Raw data:
= = = = =

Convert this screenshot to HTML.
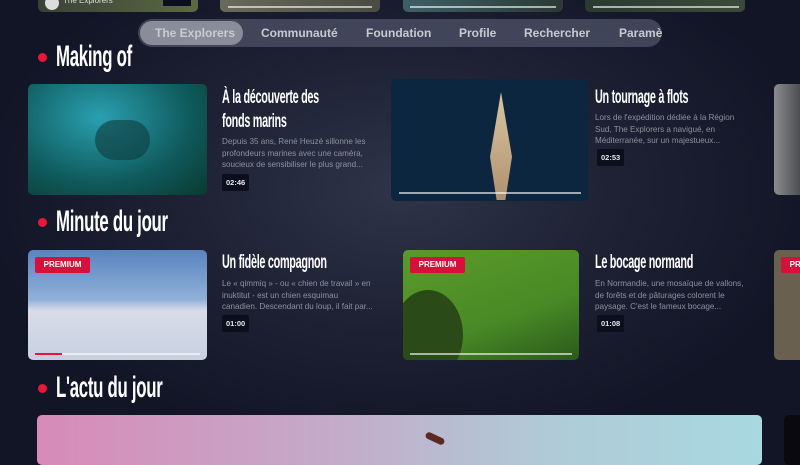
<!DOCTYPE html>
<html><head><meta charset="utf-8"><style>
*{margin:0;padding:0;box-sizing:border-box}
body{width:800px;height:450px;overflow:hidden;position:relative;font-family:"Liberation Sans",sans-serif;
background:radial-gradient(ellipse 420px 260px at 400px 190px,#30344a 0%,#1e2234 50%,#111526 100%);}
.a{position:absolute}
.img{position:absolute;border-radius:5px;overflow:hidden}
.h{position:absolute;font-family:"Liberation Sans Narrow","Liberation Sans",sans-serif;font-weight:bold;color:#fff;letter-spacing:-0.5px}
.sec{font-size:30px;transform:scaleX(.56);transform-origin:left;white-space:nowrap}
.dot{position:absolute;width:9px;height:9px;border-radius:50%;background:#e8173a}
.t{font-size:19px;line-height:24px;transform:scaleX(.57);transform-origin:left;white-space:nowrap}
.d{position:absolute;font-size:8.1px;line-height:11.5px;color:#8e919c;white-space:nowrap}
.b{position:absolute;background:#0b0f1d;color:#e6e7ea;font-size:7.5px;font-weight:bold;padding:4px 4px;border-radius:2px}
.p{position:absolute;left:7px;top:7px;width:55px;height:16px;background:#d5103a;color:#fff;font-size:8px;font-weight:bold;text-align:center;line-height:16px;border-radius:2px}
.bar{position:absolute;height:2px;background:rgba(255,255,255,.6)}
.nav{left:138px;top:19px;width:524px;height:28px;border-radius:14px;background:rgba(72,76,96,.85);overflow:hidden}
.nav span{position:absolute;top:0;line-height:28px;font-size:12px;font-weight:bold;color:#c8cad1}
</style></head><body>
<div class="img" style="left:38px;top:-20px;width:160px;height:32px;background:linear-gradient(90deg,#3a4038,#5a6a40)"></div>
<div class="a" style="left:45px;top:-4px;width:14px;height:14px;border-radius:50%;background:#ddd"></div>
<div class="a" style="left:63px;top:-4px;font-size:8px;color:#ddd">The Explorers</div>
<div class="a" style="left:163px;top:-6px;width:28px;height:12px;background:#0b0f1d"></div>
<div class="img" style="left:220px;top:-20px;width:160px;height:32px;background:linear-gradient(90deg,#6a6a5a,#4a4c42)"></div>
<div class="bar" style="left:228px;top:6px;width:144px"></div>
<div class="img" style="left:403px;top:-20px;width:160px;height:32px;background:linear-gradient(90deg,#3d6068,#2a3a34)"></div>
<div class="bar" style="left:410px;top:6px;width:146px"></div>
<div class="img" style="left:585px;top:-20px;width:160px;height:32px;background:linear-gradient(90deg,#2a3a30,#3b4a38)"></div>
<div class="bar" style="left:593px;top:6px;width:146px"></div>

<div class="a nav">
<div class="a" style="left:2px;top:2px;width:103px;height:24px;border-radius:12px;background:#8a8d99"></div>
<span style="left:17px;color:#c9cbd2">The Explorers</span>
<span style="left:123px">Communauté</span>
<span style="left:228px">Foundation</span>
<span style="left:321px">Profile</span>
<span style="left:386px">Rechercher</span>
<span style="left:481px">Paramètres</span>
</div>

<div class="dot" style="left:38px;top:53px"></div>
<div class="h sec" style="left:56px;top:40px">Making of</div>

<div class="img" style="left:28px;top:84px;width:179px;height:111px;background:radial-gradient(ellipse at 40% 30%,#2aa0b0,#0f5a5c 60%,#0a3a30)"></div>
<div class="a" style="left:95px;top:120px;width:55px;height:40px;border-radius:20px;background:#0d3a3c;opacity:.6"></div>
<div class="h t" style="left:222px;top:86px">À la découverte des<br>fonds marins</div>
<div class="d" style="left:222px;top:136px">Depuis 35 ans, René Heuzé sillonne les<br>profondeurs marines avec une caméra,<br>soucieux de sensibiliser le plus grand...</div>
<div class="b" style="left:222px;top:174px">02:46</div>

<div class="img" style="left:391px;top:79px;width:197px;height:122px;background:#0d2640"></div>
<div class="a" style="left:490px;top:92px;width:22px;height:108px;background:linear-gradient(180deg,#d8c8a0,#b09070);clip-path:polygon(50% 0,100% 60%,70% 100%,30% 100%,0 60%)"></div>
<div class="bar" style="left:399px;top:192px;width:182px"></div>
<div class="h t" style="left:595px;top:86px">Un tournage à flots</div>
<div class="d" style="left:595px;top:112px">Lors de l'expédition dédiée à la Région<br>Sud, The Explorers a navigué, en<br>Méditerranée, sur un majestueux...</div>
<div class="b" style="left:597px;top:149px">02:53</div>

<div class="img" style="left:774px;top:84px;width:40px;height:111px;background:linear-gradient(90deg,#8a8c90,#2a2c30)"></div>

<div class="dot" style="left:38px;top:218px"></div>
<div class="h sec" style="left:56px;top:205px">Minute du jour</div>

<div class="img" style="left:28px;top:250px;width:179px;height:110px;background:linear-gradient(180deg,#5a84c0 0%,#8fb0d8 45%,#d8dde8 55%,#c8d0e0 100%)">
<div class="p">PREMIUM</div>
<div class="bar" style="left:7px;top:103px;width:165px"></div>
<div class="a" style="left:7px;top:103px;width:27px;height:2px;background:#e8173a"></div>
</div>
<div class="h t" style="left:222px;top:251px">Un fidèle compagnon</div>
<div class="d" style="left:222px;top:278px">Le « qimmiq » - ou « chien de travail » en<br>inuktitut - est un chien esquimau<br>canadien. Descendant du loup, il fait par...</div>
<div class="b" style="left:222px;top:315px">01:00</div>

<div class="img" style="left:403px;top:250px;width:176px;height:110px;background:linear-gradient(160deg,#5a9a2a,#4a8a26 60%,#2a5a1a)">
<div class="a" style="left:-10px;top:40px;width:70px;height:90px;border-radius:50%;background:#2a4a18"></div>
<div class="p">PREMIUM</div>
<div class="bar" style="left:7px;top:103px;width:162px"></div>
</div>
<div class="h t" style="left:595px;top:251px">Le bocage normand</div>
<div class="d" style="left:595px;top:278px">En Normandie, une mosaïque de vallons,<br>de forêts et de pâturages colorent le<br>paysage. C'est le fameux bocage...</div>
<div class="b" style="left:597px;top:315px">01:08</div>

<div class="img" style="left:774px;top:250px;width:40px;height:110px;background:#6a6050"><div class="p">PREMIUM</div></div>

<div class="dot" style="left:38px;top:384px"></div>
<div class="h sec" style="left:56px;top:371px">L'actu du jour</div>
<div class="img" style="left:37px;top:415px;width:725px;height:50px;background:linear-gradient(90deg,#d88ab8,#c4aac8 40%,#b0cad8 70%,#a8d8e0)"></div>
<div class="a" style="left:425px;top:435px;width:20px;height:7px;background:#5a2a20;border-radius:4px;transform:rotate(25deg)"></div>
<div class="img" style="left:784px;top:415px;width:30px;height:50px;background:#0a0a0e"></div>
</body></html>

= = = = =

Work required: Repeat the data exactly in full, omitting its pictures.

Result:
Convert this screenshot to HTML.
<!DOCTYPE html>
<html><head><meta charset="utf-8"><style>
*{margin:0;padding:0;box-sizing:border-box}
body{width:800px;height:450px;overflow:hidden;position:relative;font-family:"Liberation Sans",sans-serif;
background:radial-gradient(ellipse 420px 260px at 400px 190px,#30344a 0%,#1e2234 50%,#111526 100%);}
.a{position:absolute}
.img{position:absolute;border-radius:5px;overflow:hidden}
.h{position:absolute;font-family:"Liberation Sans Narrow","Liberation Sans",sans-serif;font-weight:bold;color:#fff;letter-spacing:-0.5px}
.sec{font-size:30px;transform:scaleX(.56);transform-origin:left;white-space:nowrap}
.dot{position:absolute;width:9px;height:9px;border-radius:50%;background:#e8173a}
.t{font-size:19px;line-height:24px;transform:scaleX(.57);transform-origin:left;white-space:nowrap}
.d{position:absolute;font-size:8.1px;line-height:11.5px;color:#8e919c;white-space:nowrap}
.b{position:absolute;background:#0b0f1d;color:#e6e7ea;font-size:7.5px;font-weight:bold;padding:4px 4px;border-radius:2px}
.p{position:absolute;left:7px;top:7px;width:55px;height:16px;background:#d5103a;color:#fff;font-size:8px;font-weight:bold;text-align:center;line-height:16px;border-radius:2px}
.bar{position:absolute;height:2px;background:rgba(255,255,255,.6)}
.nav{left:138px;top:19px;width:524px;height:28px;border-radius:14px;background:rgba(72,76,96,.85);overflow:hidden}
.nav span{position:absolute;top:0;line-height:28px;font-size:12px;font-weight:bold;color:#c8cad1}
</style></head><body>
<div class="img" style="left:38px;top:-20px;width:160px;height:32px;background:linear-gradient(90deg,#3a4038,#5a6a40)"></div>
<div class="a" style="left:45px;top:-4px;width:14px;height:14px;border-radius:50%;background:#ddd"></div>
<div class="a" style="left:63px;top:-4px;font-size:8px;color:#ddd">The Explorers</div>
<div class="a" style="left:163px;top:-6px;width:28px;height:12px;background:#0b0f1d"></div>
<div class="img" style="left:220px;top:-20px;width:160px;height:32px;background:linear-gradient(90deg,#6a6a5a,#4a4c42)"></div>
<div class="bar" style="left:228px;top:6px;width:144px"></div>
<div class="img" style="left:403px;top:-20px;width:160px;height:32px;background:linear-gradient(90deg,#3d6068,#2a3a34)"></div>
<div class="bar" style="left:410px;top:6px;width:146px"></div>
<div class="img" style="left:585px;top:-20px;width:160px;height:32px;background:linear-gradient(90deg,#2a3a30,#3b4a38)"></div>
<div class="bar" style="left:593px;top:6px;width:146px"></div>

<div class="a nav">
<div class="a" style="left:2px;top:2px;width:103px;height:24px;border-radius:12px;background:#8a8d99"></div>
<span style="left:17px;color:#c9cbd2">The Explorers</span>
<span style="left:123px">Communauté</span>
<span style="left:228px">Foundation</span>
<span style="left:321px">Profile</span>
<span style="left:386px">Rechercher</span>
<span style="left:481px">Paramètres</span>
</div>

<div class="dot" style="left:38px;top:53px"></div>
<div class="h sec" style="left:56px;top:40px">Making of</div>

<div class="img" style="left:28px;top:84px;width:179px;height:111px;background:radial-gradient(ellipse at 40% 30%,#2aa0b0,#0f5a5c 60%,#0a3a30)"></div>
<div class="a" style="left:95px;top:120px;width:55px;height:40px;border-radius:20px;background:#0d3a3c;opacity:.6"></div>
<div class="h t" style="left:222px;top:86px">À la découverte des<br>fonds marins</div>
<div class="d" style="left:222px;top:136px">Depuis 35 ans, René Heuzé sillonne les<br>profondeurs marines avec une caméra,<br>soucieux de sensibiliser le plus grand...</div>
<div class="b" style="left:222px;top:174px">02:46</div>

<div class="img" style="left:391px;top:79px;width:197px;height:122px;background:#0d2640"></div>
<div class="a" style="left:490px;top:92px;width:22px;height:108px;background:linear-gradient(180deg,#d8c8a0,#b09070);clip-path:polygon(50% 0,100% 60%,70% 100%,30% 100%,0 60%)"></div>
<div class="bar" style="left:399px;top:192px;width:182px"></div>
<div class="h t" style="left:595px;top:86px">Un tournage à flots</div>
<div class="d" style="left:595px;top:112px">Lors de l'expédition dédiée à la Région<br>Sud, The Explorers a navigué, en<br>Méditerranée, sur un majestueux...</div>
<div class="b" style="left:597px;top:149px">02:53</div>

<div class="img" style="left:774px;top:84px;width:40px;height:111px;background:linear-gradient(90deg,#8a8c90,#2a2c30)"></div>

<div class="dot" style="left:38px;top:218px"></div>
<div class="h sec" style="left:56px;top:205px">Minute du jour</div>

<div class="img" style="left:28px;top:250px;width:179px;height:110px;background:linear-gradient(180deg,#5a84c0 0%,#8fb0d8 45%,#d8dde8 55%,#c8d0e0 100%)">
<div class="p">PREMIUM</div>
<div class="bar" style="left:7px;top:103px;width:165px"></div>
<div class="a" style="left:7px;top:103px;width:27px;height:2px;background:#e8173a"></div>
</div>
<div class="h t" style="left:222px;top:251px">Un fidèle compagnon</div>
<div class="d" style="left:222px;top:278px">Le « qimmiq » - ou « chien de travail » en<br>inuktitut - est un chien esquimau<br>canadien. Descendant du loup, il fait par...</div>
<div class="b" style="left:222px;top:315px">01:00</div>

<div class="img" style="left:403px;top:250px;width:176px;height:110px;background:linear-gradient(160deg,#5a9a2a,#4a8a26 60%,#2a5a1a)">
<div class="a" style="left:-10px;top:40px;width:70px;height:90px;border-radius:50%;background:#2a4a18"></div>
<div class="p">PREMIUM</div>
<div class="bar" style="left:7px;top:103px;width:162px"></div>
</div>
<div class="h t" style="left:595px;top:251px">Le bocage normand</div>
<div class="d" style="left:595px;top:278px">En Normandie, une mosaïque de vallons,<br>de forêts et de pâturages colorent le<br>paysage. C'est le fameux bocage...</div>
<div class="b" style="left:597px;top:315px">01:08</div>

<div class="img" style="left:774px;top:250px;width:40px;height:110px;background:#6a6050"><div class="p">PREMIUM</div></div>

<div class="dot" style="left:38px;top:384px"></div>
<div class="h sec" style="left:56px;top:371px">L'actu du jour</div>
<div class="img" style="left:37px;top:415px;width:725px;height:50px;background:linear-gradient(90deg,#d88ab8,#c4aac8 40%,#b0cad8 70%,#a8d8e0)"></div>
<div class="a" style="left:425px;top:435px;width:20px;height:7px;background:#5a2a20;border-radius:4px;transform:rotate(25deg)"></div>
<div class="img" style="left:784px;top:415px;width:30px;height:50px;background:#0a0a0e"></div>
</body></html>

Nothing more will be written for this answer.